Lavadour is frequently described by others, though (notably) not himself, as “self-taught.” At best this trope is somewhat dubious; often an artist is referred to as self-taught not to highlight the absence of an art degree, but because it lends a certain mystique, a folksy spiritualism, an air of curated anti-intellectualism to their work. It’s a description that can be used to deflect criticism as it ropes off the “self-taught” artist from current artistic trends or discourses and to distinguish an autodidact as outside institutions of art or centers of ambition. This appellation seems hardly appropriate for Lavadour; he was included in the 2013 Venice Biennale and has shown widely in galleries and museum collections.
Lavadour is an eloquent and inquisitive artist who has a keen grasp of both his own artistic process and how it intersects with his influences. John Coltrane, a perennial inspiration, was also a warm, mystic intellectual, an artist who didn’t traffic in concepts, but in sensations. Like Lavadour, Coltrane explored his improvisational utterances—sometimes guttural, sometimes shrill, often multidimensional and primal—within a tight modal structure. Consistent forms and grids serve as such a modal structure for Lavadour. He occasionally installs collections of paintings in a grid, as in his nine-piece I Remember Everything (oil on panel, 90” x 102”). A stable framework is capable of holding unstable content.
The painter Francis Bacon, in his conversations with David Sylvester, said it is a “difficult thing to know why some paint comes across directly onto the nervous system and other paint tells you the story in a long diatribe through the brain.” Lavadour’s artistic impulse is solidly the former. His paintings are all about the gesture: the first mark, and the subsequent accumulation of marks. The experience of the work is propelled by one sensation informing the next.

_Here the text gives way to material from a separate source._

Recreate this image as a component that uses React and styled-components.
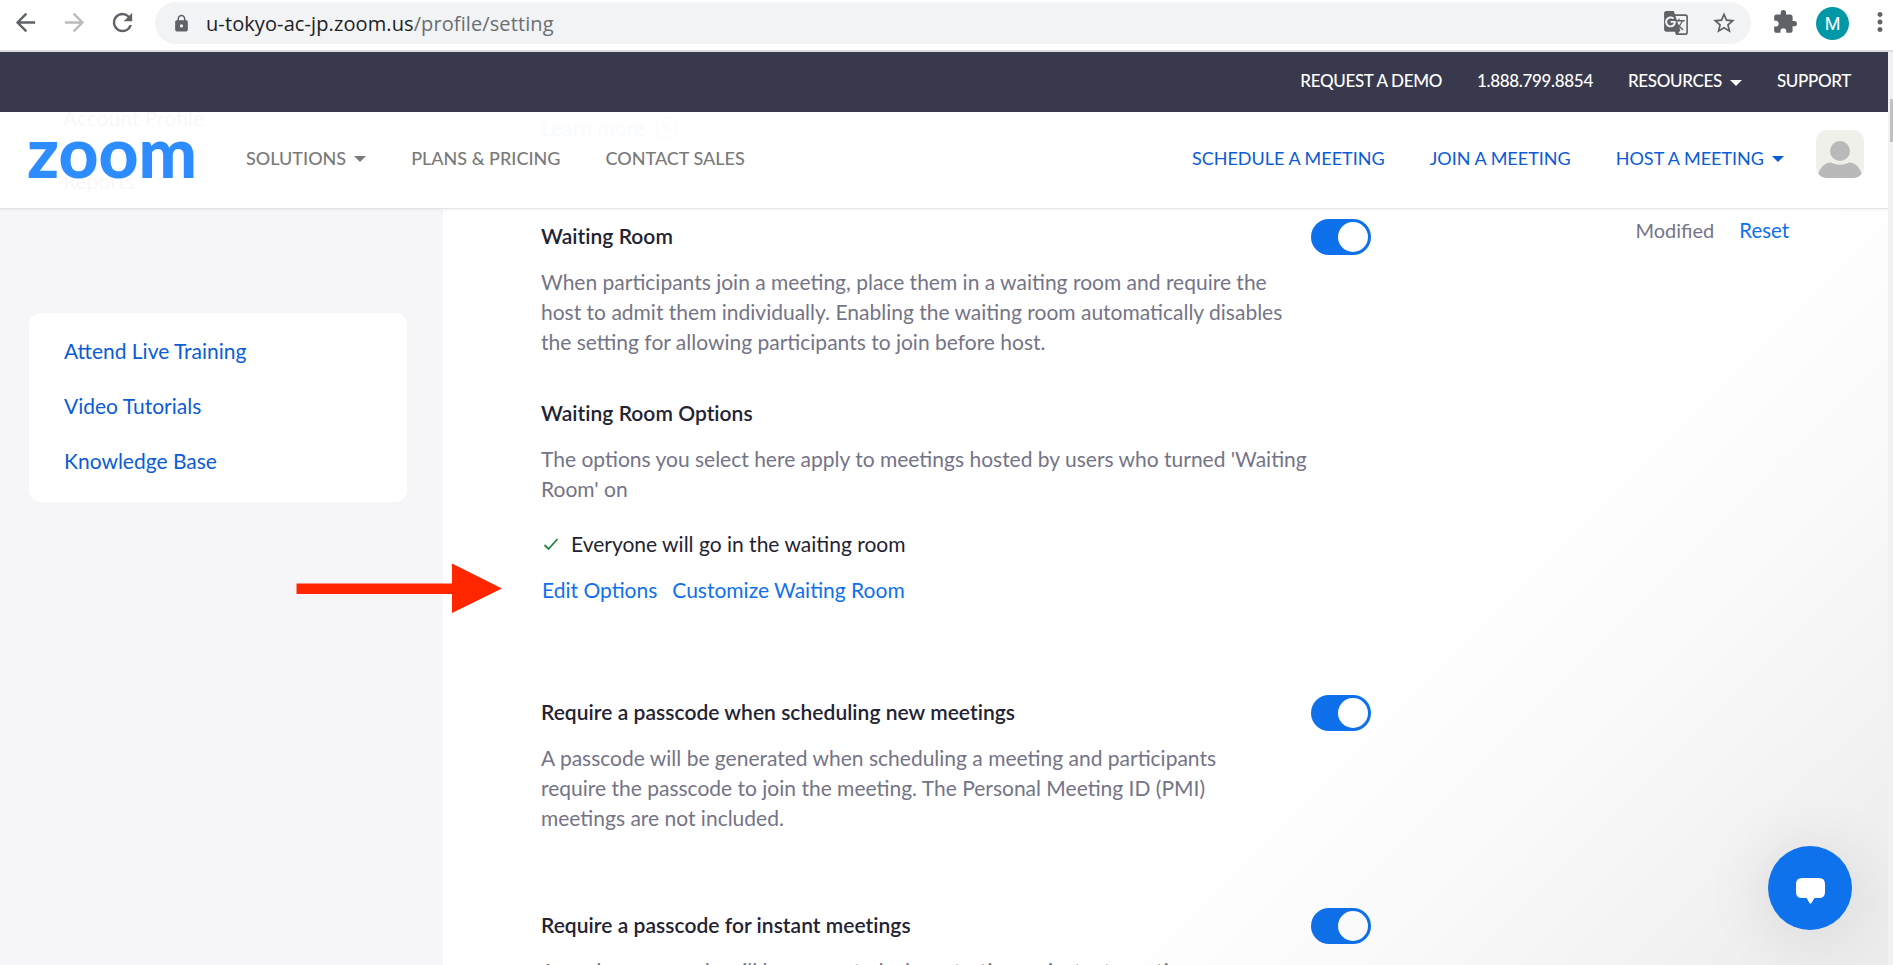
import React from 'react';
import styled, { createGlobalStyle } from 'styled-components';
import {
  MdArrowBack,
  MdArrowForward,
  MdRefresh,
  MdLock,
  MdGTranslate,
  MdStarBorder,
  MdExtension,
  MdMoreVert,
} from 'react-icons/md';

const GlobalStyle = createGlobalStyle`
  *, *::before, *::after { box-sizing: border-box; }
  html, body { margin: 0; overflow: hidden; background: #fff; }
  body { font-family: Lato, "Open Sans", sans-serif; font-size: 21px; line-height: 30px; }
  h2, p, ul { margin: 0; padding: 0; }
  a { text-decoration: none; color: inherit; }
`;

const Window = styled.div`
  position: relative;
  display: flex;
  flex-direction: column;
  height: 965px;
  overflow: hidden;
`;

/* ---------- browser toolbar ---------- */

const Toolbar = styled.header`
  display: flex;
  align-items: center;
  flex: none;
  height: 52px;
  padding: 0 0 6px 11px;
  border-bottom: 2px solid #dadce0;
  color: #5f6368;
  overflow: hidden;
  svg { display: block; flex: none; }
`;

const NavButtons = styled.div`
  display: flex;
  gap: 19.5px;
  margin-right: 18px;
`;

const ForwardIcon = styled(MdArrowForward)`
  color: #bbbcbe;
`;

const Omnibox = styled.div`
  display: flex;
  align-items: center;
  flex: none;
  width: 1596px;
  height: 42px;
  margin-top: 2px;
  padding: 0 14px 0 17px;
  border-radius: 21px;
  background: #f1f3f4;
`;

const Url = styled.span`
  flex: 1;
  margin-left: 15px;
  padding-top: 1px;
  font-family: "Open Sans", sans-serif;
  font-size: 20px;
  letter-spacing: 0.1px;
  font-variant-ligatures: none;
  color: #6a6e72;
`;

const UrlHost = styled.span`
  color: #202124;
`;

const BoxActions = styled.div`
  display: flex;
  gap: 22px;
`;

const BrowserActions = styled.div`
  display: flex;
  align-items: center;
  margin-left: 21px;
`;

const ProfileBadge = styled.div`
  display: flex;
  align-items: center;
  justify-content: center;
  flex: none;
  width: 33px;
  height: 33px;
  margin: 2px 16px 0 18px;
  border-radius: 50%;
  background: #0097a7;
  color: #fff;
  font: 18px Roboto, sans-serif;
`;

/* ---------- site chrome ---------- */

const Viewport = styled.div`
  display: flex;
  flex: 1;
  min-height: 0;
`;

const Site = styled.div`
  position: relative;
  flex: 1;
  display: flex;
  flex-direction: column;
  overflow: hidden;
`;

const TopBar = styled.nav`
  display: flex;
  align-items: center;
  justify-content: flex-end;
  gap: 35px;
  flex: none;
  height: 60px;
  padding: 0 37px 2px 0;
  background: #39394d;
  color: #fff;
  font-size: 17px;
  font-weight: 500;
  letter-spacing: -0.33px;
`;

const MenuLink = styled.a`
  display: flex;
  align-items: center;
  white-space: nowrap;
`;

const Caret = styled.span`
  margin: 3px 0 0 8px;
  border: 6px solid transparent;
  border-top-color: currentColor;
  border-bottom: 0;
`;

const MainNav = styled.nav`
  position: relative;
  z-index: 1;
  display: flex;
  align-items: center;
  flex: none;
  height: 97px;
  padding: 0 24px 5px 29px;
  border-bottom: 1px solid #e4e4e6;
  box-shadow: 0 1px 3px rgba(0, 0, 0, 0.05);
  background: #fff;
  font-size: 18px;
  overflow: hidden;
`;

const Logo = styled.svg`
  position: relative;
  display: block;
  flex: none;
  margin: 3px 52px 0 0;
  overflow: visible;
  text { font: 900 70px Lato, sans-serif; fill: #2d8cff; }
`;

const MenuGroup = styled.div`
  position: relative;
  display: flex;
  gap: 45px;
  font-weight: ${(p) => (p.$accent ? 400 : 500)};
  color: ${(p) => (p.$accent ? '#0b5cd5' : '#7a7a7a')};
  margin-left: ${(p) => (p.$accent ? 'auto' : '0')};
`;

const Faded = styled.span`
  position: absolute;
  left: ${(p) => p.$x}px;
  top: ${(p) => p.$y}px;
  display: flex;
  align-items: center;
  gap: 12px;
  font-size: 21px;
  color: ${(p) => (p.$blue ? '#f7fbff' : '#f8f8f9')};
`;

const FadedBadge = styled.span`
  width: 20px;
  height: 20px;
  border: 1.5px solid currentColor;
  border-radius: 5px;
  font: italic 16px/16px "Liberation Serif", serif;
  text-align: center;
`;

const Avatar = styled.svg`
  display: block;
  flex: none;
  margin: 0 0 7px 32px;
  border-radius: 11px;
  background: #f0f0eb;
`;

/* ---------- page body ---------- */

const Body = styled.div`
  display: flex;
  flex: 1;
  min-height: 0;
`;

const Sidebar = styled.aside`
  flex: none;
  width: 443px;
  padding: 104px 36px 0 29px;
  background: #f6f6f9;
`;

const HelpCard = styled.ul`
  display: flex;
  flex-direction: column;
  gap: 25px;
  height: 189px;
  padding: 23px 35px;
  border-radius: 12px;
  background: #fff;
  color: #0b5cd5;
  list-style: none;
`;

const Settings = styled.main`
  flex: 1;
  padding: 10px 99px 0 98px;
`;

const Setting = styled.section`
  display: flex;
  align-items: flex-start;
  margin-bottom: ${(p) => p.$gap}px;
`;

const SettingText = styled.div`
  width: 770px;
  padding-top: 2px;
`;

const Title = styled.h2`
  margin-top: ${(p) => p.$top || 0}px;
  font-size: 21px;
  font-weight: 600;
  letter-spacing: 0.04px;
  font-variant-ligatures: common-ligatures;
  color: #232333;
`;

const Description = styled.p`
  max-width: ${(p) => p.$width}px;
  margin-top: 16px;
  color: #747487;
`;

const Choice = styled.p`
  display: flex;
  align-items: center;
  gap: 12px;
  margin-top: 25px;
  padding-left: 2px;
  color: #232333;
`;

const ActionLinks = styled.p`
  display: flex;
  gap: 15px;
  margin-top: 16px;
  padding-left: 1px;
  color: #0e71eb;
`;

const Toggle = styled.span`
  display: flex;
  justify-content: flex-end;
  flex: none;
  width: 60px;
  height: 36px;
  padding: 3px;
  border-radius: 18px;
  background: #0e71eb;
  &::after {
    content: "";
    width: 30px;
    height: 30px;
    border-radius: 50%;
    background: #fff;
  }
`;

const Status = styled.div`
  display: flex;
  gap: 25px;
  margin: -4px 0 0 auto;
  font-size: 20px;
  color: #747487;
`;

const ResetLink = styled.a`
  font-size: 20.4px;
  color: #0e71eb;
`;

const ScrollTrack = styled.div`
  flex: none;
  width: 5px;
  padding: 47px 0 0 2px;
  background: #f1f1f1;
`;

const ScrollThumb = styled.div`
  height: 43px;
  background: #c1c1c1;
`;

/* ---------- layers over the page ---------- */

const Shade = styled.div`
  position: absolute;
  z-index: 2;
  inset: 60px 0 0 0;
  pointer-events: none;
  background: linear-gradient(135deg, transparent 70%, rgba(0, 0, 0, 0.025) 82%, rgba(0, 0, 0, 0.08) 100%);
`;

const ChatButton = styled.button`
  position: absolute;
  z-index: 3;
  right: 36px;
  bottom: 35px;
  display: flex;
  align-items: center;
  justify-content: center;
  width: 84px;
  height: 84px;
  padding: 5px 0 0 1px;
  border: 0;
  border-radius: 50%;
  background: #0e72ed;
  box-shadow: 0 4px 60px 10px rgba(0, 0, 0, 0.08);
`;

const Pointer = styled.svg`
  position: absolute;
  z-index: 3;
  left: 296px;
  top: 511px;
`;

const helpLinks = ['Attend Live Training', 'Video Tutorials', 'Knowledge Base'];

export default function App() {
  return (
    <Window>
      <GlobalStyle />
      <Toolbar>
        <NavButtons>
          <MdArrowBack size={29} />
          <ForwardIcon size={29} />
          <MdRefresh size={29} />
        </NavButtons>
        <Omnibox>
          <MdLock size={19} />
          <Url>
            <UrlHost>u-tokyo-ac-jp.zoom.us</UrlHost>/profile/setting
          </Url>
          <BoxActions>
            <MdGTranslate size={26} />
            <MdStarBorder size={26} />
          </BoxActions>
        </Omnibox>
        <BrowserActions>
          <MdExtension size={26} />
          <ProfileBadge>M</ProfileBadge>
          <MdMoreVert size={30} />
        </BrowserActions>
      </Toolbar>

      <Viewport>
        <Site>
          <TopBar>
            <MenuLink>REQUEST A DEMO</MenuLink>
            <MenuLink>1.888.799.8854</MenuLink>
            <MenuLink>RESOURCES<Caret /></MenuLink>
            <MenuLink>SUPPORT</MenuLink>
          </TopBar>

          <MainNav>
            <Faded $x={63} $y={-9}>Account Profile</Faded>
            <Faded $x={63} $y={54}>Reports</Faded>
            <Faded $x={541} $y={1} $blue>Learn more<FadedBadge>v.</FadedBadge></Faded>
            <Logo width="165" height="37" viewBox="0 0 165 37">
              <text x="-2" y="36.500" textLength="170" lengthAdjust="spacingAndGlyphs">zoom</text>
            </Logo>
            <MenuGroup>
              <MenuLink>SOLUTIONS<Caret /></MenuLink>
              <MenuLink>PLANS &amp; PRICING</MenuLink>
              <MenuLink>CONTACT SALES</MenuLink>
            </MenuGroup>
            <MenuGroup $accent>
              <MenuLink>SCHEDULE A MEETING</MenuLink>
              <MenuLink>JOIN A MEETING</MenuLink>
              <MenuLink>HOST A MEETING<Caret /></MenuLink>
            </MenuGroup>
            <Avatar width="48" height="48" viewBox="0 0 48 48">
              <circle cx="24" cy="21" r="10" fill="#b9b9b9" />
              <path d="M2 44C5 36 10 32 15 32.500C21 35.500 27 35.500 33 32.500C38 32 43 36 46 44Q44 48 38 48H10Q4 48 2 44Z" fill="#b9b9b9" />
            </Avatar>
          </MainNav>

          <Body>
            <Sidebar>
              <HelpCard>
                {helpLinks.map((label) => (
                  <li key={label}><a>{label}</a></li>
                ))}
              </HelpCard>
            </Sidebar>

            <Settings>
              <Setting $gap={90}>
                <SettingText>
                  <Title>Waiting Room</Title>
                  <Description $width={755}>
                    When participants join a meeting, place them in a waiting room and require the host to admit
                    them individually. Enabling the waiting room automatically disables the setting for allowing
                    participants to join before host.
                  </Description>
                  <Title $top={41}>Waiting Room Options</Title>
                  <Description $width={770}>
                    The options you select here apply to meetings hosted by users who turned 'Waiting Room' on
                  </Description>
                  <Choice>
                    <svg width="16" height="14" viewBox="0 0 16 14">
                      <path d="M1.500 8L5.500 12L14.500 2" fill="none" stroke="#268543" strokeWidth="1.800" />
                    </svg>
                    Everyone will go in the waiting room
                  </Choice>
                  <ActionLinks>
                    <a>Edit Options</a>
                    <a>Customize Waiting Room</a>
                  </ActionLinks>
                </SettingText>
                <Toggle />
                <Status>
                  Modified
                  <ResetLink>Reset</ResetLink>
                </Status>
              </Setting>

              <Setting $gap={75}>
                <SettingText>
                  <Title>Require a passcode when scheduling new meetings</Title>
                  <Description $width={700}>
                    A passcode will be generated when scheduling a meeting and participants require the passcode
                    to join the meeting. The Personal Meeting ID (PMI) meetings are not included.
                  </Description>
                </SettingText>
                <Toggle />
              </Setting>

              <Setting $gap={0}>
                <SettingText>
                  <Title>Require a passcode for instant meetings</Title>
                  <Description $width={700}>
                    A random passcode will be generated when starting an instant meeting
                  </Description>
                </SettingText>
                <Toggle />
              </Setting>
            </Settings>
          </Body>

          <Shade />
          <Pointer width="207" height="51" viewBox="0 0 207 51">
            <path d="M0.500 20.500H156V0.500L206 25.500L156 50V31H0.500Z" fill="#ff2600" />
          </Pointer>
          <ChatButton>
            <svg width="29" height="26" viewBox="0 0 29 26">
              <path d="M6 0H23Q29 0 29 6V14Q29 20 23 20H18.500L15.500 25Q14.500 26.500 13.500 25L10.500 20H6Q0 20 0 14V6Q0 0 6 0Z" fill="#fff" />
            </svg>
          </ChatButton>
        </Site>
        <ScrollTrack>
          <ScrollThumb />
        </ScrollTrack>
      </Viewport>
    </Window>
  );
}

As he works on the surfaces for years on end, the paintings turn and reorient while Lavadour keeps scraping, adding, scraping. At some point in the process, a landscape is insinuated. One wonders: Why bother? Why not give completely over to abstraction and release that stubborn old-fashioned landscape reference? Why not let them be the abstract action paintings that they clearly are? Lavadour himself seems to ardently resist the depiction of landscape. He walks a line between the tumultuous substance of paint and the strong reference to, not depiction of, landscape. He walks that line but maintains it rigorously. These are definitely not abstracts or landscapes. Clement Greenberg, champion of abstract painting, once said: “You like it, that’s all, whether it’s a landscape or abstract. You like it. It hits you. You don’t have to read it.” The resistance to and simultaneous insistence on both is peculiar, intentional, and, to use Bacon’s terminology, appeals to the nervous system and crystallizes in the uniquely human dilemma of whether to feel the great outdoors or study it. Whether to be one with the land or see it as real estate.
In the limited canon of Western art history, we are taught that depiction and narrative ruled the day until the 19th century when art and artifacts from China, Japan, Africa, Native American cultures, and South America drifted into the European frame. Familiarity with cultures that use materials for their own sake—to “be” rather than to “describe”—triggered an emergence of forms new to the regional tradition. According to Lavadour, his lifelong home on the Umatilla Indian Reservation and strong connection to his cultural heritage inform his desire to have materiality and action, rather than classical modes of representation, at the center of his practice. He has developed, from his experiences as an artist in a particular world, a direct line to the “objectness” of painting. As the artist says, “Paintings are a refuge from thoughts and interpretations: not meaning, but energy.”